Menurut saya, kata fuck sebenarnya tidak perlu disensor. Dalam diskursus tentang profanity (kata-kata makian), kerja penyensoran baik di media massa dan televisi justru membuat kata-kata tabu atau kata “fuck” sebagai kata makian kian kuat dampaknya. Dengan penyensoran, orang-orang justru tergoda untuk menggunakan kata yang disensor dalam fungsinya sebagai kata makian. Alih-alih menyensor, lebih baik kita cari cara menormalisasi makna fuck itu agar konotasinya sebagai makian bisa hilang.

 

Salah satu teori yang bisa menjustifikasi pendapat ini adalah sesuatu yang disebut kawan saya sebagai unboxing expriences. Semakin sesuatu terlindungi sebuah kotak, semakin kita tergoda untuk membongkarnya, semakin kita ditagih rasa penasaran untuk menengok apa yang sebenarnya ada di dalamnya.

 

Teori ini barangkali bisa kita gunakan untuk menjelaskan kenapa tingkat pelecehan seksual di Arab Saudi jauh lebih tinggi daripada Jepang yang bahkan melegalkan industri pornografi. Dalam common sense kita, bukankah Arab mestinya tingkat pelecehannya rendah karena perempuan di ruang publik umumnya menggunakan hijab atau cadar? Justru, bila efek unboxing expriences memang benar, patriarki justru lebih tergoda dengan menganggap perempuan yang tertutup sebagai kotak yang menagih rasa penasaran untuk dibongkar.

 

Teori lain yang bisa kita gunakan barangkali adalah forbidden fruit effect. Efek ini menjadikan fenomena buah khuldi sebagai ilustrasi. Fenomena mukbang buah khuldi oleh ibu Hawa dan Adam adalah metafora sederhana kalau kita gemar melanggar aturan. Semakin sesuatu dianggap rahasia, tidak boleh dilanggar, dan disensor, semakin kita tergoda untuk melanggarnya.
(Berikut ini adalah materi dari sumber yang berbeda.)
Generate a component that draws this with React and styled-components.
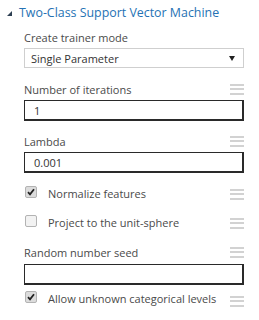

Lalu saya ingat sepetik puisi dari kawan saya: “Aku di matamu seperti lampu merah di tengah malam; tak pernah dianggap!”

 

Penyensoran yang bekerja entah di media masa atau TV tampak seperti kotak yang siap kita bongkar demi menengok isinya atau mungkin bisa diibaratkan buah khuldi yang bukan hanya menstimulus kelaparan fisik tapi juga kelaparan pengetahuan. Semakin sesuatu ditutup-tutupi dan disensor, semakin nilainya menjadi tinggi. Semakin kata-kata tabu ditutup-tutupi, semakin kita tergoda untuk menggunakannya dalam fungsi yang negatif.

 

Ini harusnya menjadi perhatian kita. Upaya proteksionisme akut yang digalakan industri informasi yang seringkali lebay dikhawtirkan justru menjadi bumerang bagi masa depan konsumen informasi itu sendiri. Tengoklah penyensoran kepada Sizuka dalam episode di mana Nobita dan kawan-kawan bermain di pantai. Demi tuhan! Siapa yang kira-kira sange dan likat melihat payudara Sizuka?